The bane of government formation in this era of coalition politics has been the Prime Minister’s loss of prerogative to set up a council of ministers of his choice. But Manmohan Singh has altered after 20 long years — since V P Singh’s short-lived 1989 regime — the lead party’s terms of engagement with alliance partners to emerge as the “PM powerful.”
In exercising the prerogative that makes the PM the first among equals in the Union Cabinet, Singh hasn’t ventured to deny UPA partners their legitimate due. He has only set the ground rules by letting the likes of M. Karunanidhi know that they cannot unabashedly promote nominees with a smeared past or claim more than their legitimate share of power.
Once bitten, twice shy. That’s what Singh has been in resisting the DMK’s A. Raja and T.R. Baalu’s return to the same lucrative ministries of telecommunications and shipping and surface transport. Another conspicuous omission is Jharkhand Mukti Morcha’s Shibu Soren whose failure to surrender after a court warrant had caused the PM deep embarrassment in Parliament. The BJP’s Murli Manohar Joshi, while protesting the PM’s absence from Rajya Sabha, had called him a “fugitive” from the House like his minister Soren was from the Law.
So much so that the Opposition used the presence of “tainted ministers” in his government to deny the PM the privilege of introducing his ministerial colleagues to Parliament in 2004. That wasn’t, in fact, the end of it; the issue dogged Singh and his coalition all through its five-year tenure. Among the ministers forced to quit midway through were Soren, K. Natwar Singh, Jagdish Tytler and the RJD’s Jaiprakash Narayan Yadav.
“The PM has done very well in not succumbing to the DMK’s blackmail. It will enhance his image and that of his party,” said former law minister Shanti Bhushan, who is a founding member of the Committee on Judicial Accountability.
But can the Congress dictate an ally’s list of nominees for ministerial berths?
Not really, admitted a senior Cabinet minister. “But portfolio allocation is part of the PM’s prerogative,” he explained amid hints that the DMK was offered three Cabinet and three minister of state (MoS) slots. The package included telecommunications, held by Raja, but not shipping and transport, under Baalu’s charge in the previous regime. The deal broke when the DMK refused to scale down its demand for five Cabinet and four MoS slots.

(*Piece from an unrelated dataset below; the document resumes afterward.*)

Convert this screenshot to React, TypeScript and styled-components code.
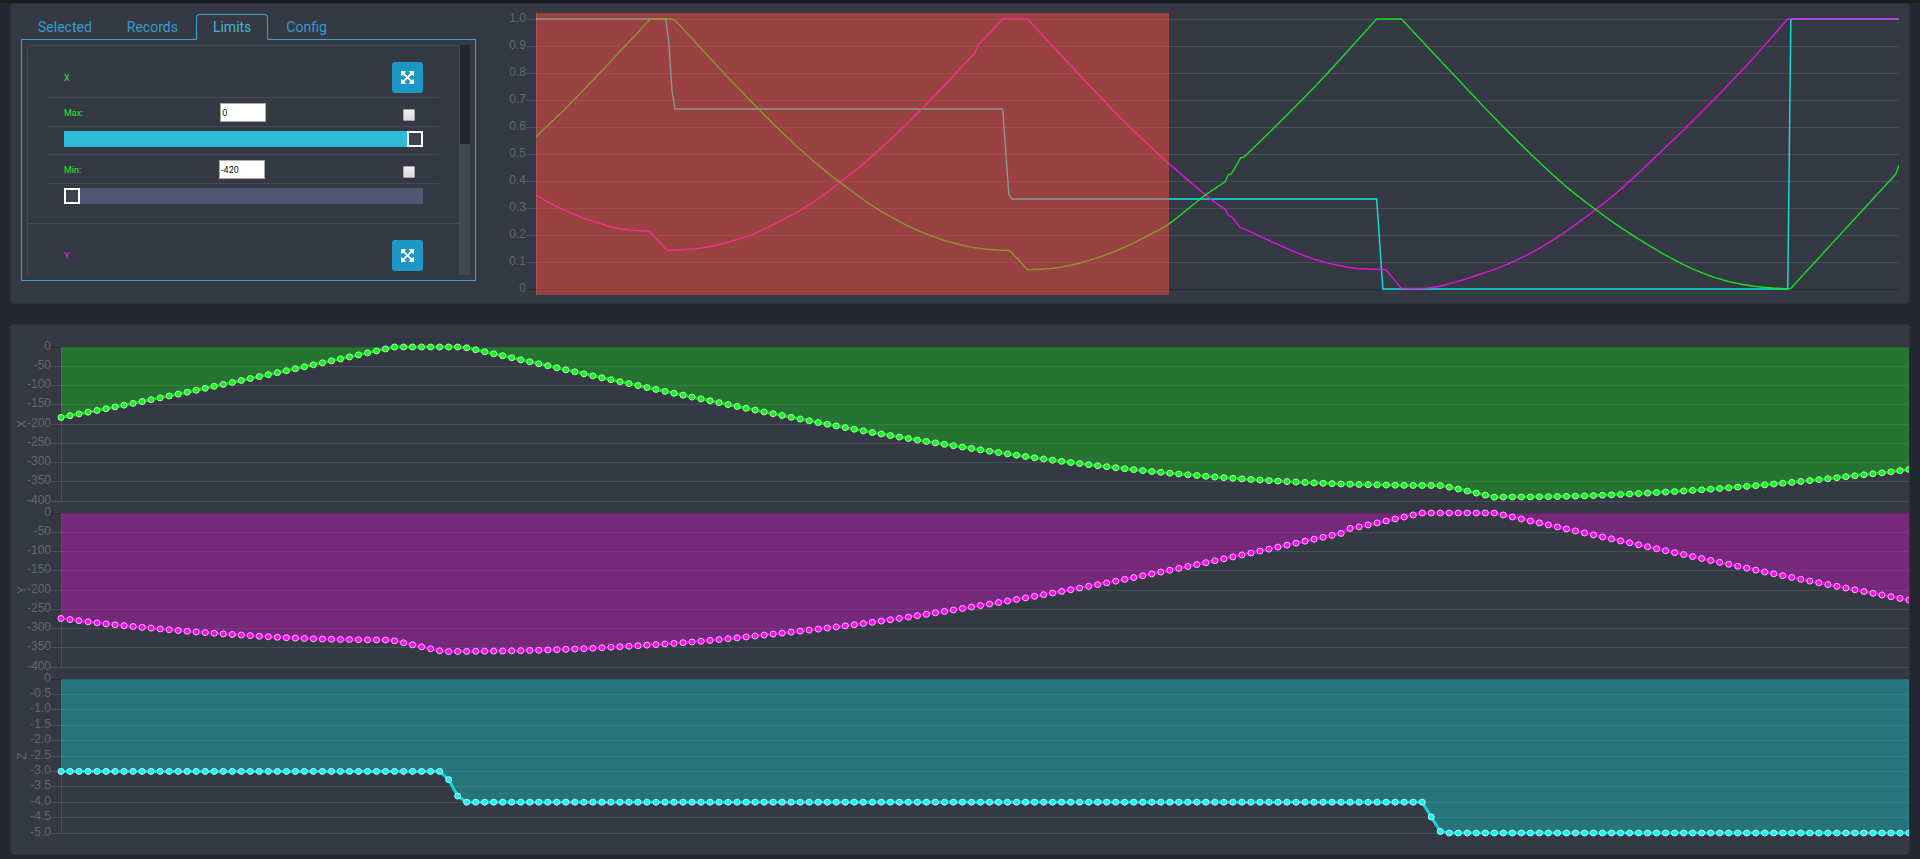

UPA chairperson Sonia Gandhi backed fully the PM’s refusal to submit to the southern ally’s unreasonable demands. “Between themselves, they’re enforcing the mandate for clean and efficient governance,” remarked former governor Bhishma Narain Singh.
Principles apart, much of what’s happening falls in the ambit of realpolitik. The Congress’s negotiating strength is based on its increased numbers — from 145 to 205 Lok Sabha MPs. It is also emboldened by the UPA partners’ dependence on its support on their home turfs: Trinamool’s in West Bengal, the NC’s in J&K and the recalcitrant DMK’s in Tamil Nadu.
In politics it’s the way it is in real life: jo jeeta wohi sikander. There is no other way Singh could have retired or waitlisted Congress heavyweights Arjun Singh and H R Bhardwaj.